How do you find a good place to learn?
There are a few things to consider. First, does the instructor really know what they’re doing? That seems like a ridiculous statement, but let me elaborate. When sidemount started to become more popular, many instructors saw it as a way to draw in more customers. Incredibly, many diving agencies allow instructors to self-certify. This means they just pay money to PADI for example, and away they go, they’re now a sidemount instructor- with no real knowledge or experience of sidemount. You can see how that might be a problem.
Talk to potential instructors
When looking for a sidemount instructor, look at photos or videos of them on sidemount, it will help to give you a sense of what they are about. Ask them if they dive with different sidemount harnesses. Ask what their experience of sidemount diving is beyond teaching it, and what kind of diving they use sidemount for. Ask what different environments they have used sidemount in- wreck, cave, cold water, warm water etc.

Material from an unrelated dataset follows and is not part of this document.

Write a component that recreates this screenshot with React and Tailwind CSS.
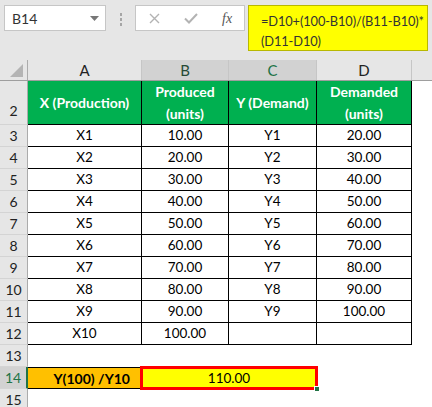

Also ask how long the course is, and how many dives? 2 dives and 2-3 days are just not enough. Will you learn how to set up more than one type of harness? Do they dive in cold water? There’s really no point in learning sidemount in a wetsuit with an instructor that has never dived in a drysuit if you then intend on going home and diving sidemount in a drysuit.
Online sidemount courses
Nope. You can only learn sidemount in person, with your hands on the equipment, setting it up with someone there to guide you. Whilst there is value in watching videos to give an already qualified sidemount diver tips and tricks, you need to spend time in the water with an instructor helping you.
There are many really good sidemount instructors out there who aren’t prominent, vocal, or well-known. They just get on with teaching really good sidemount courses quietly and with passion. Find one of those.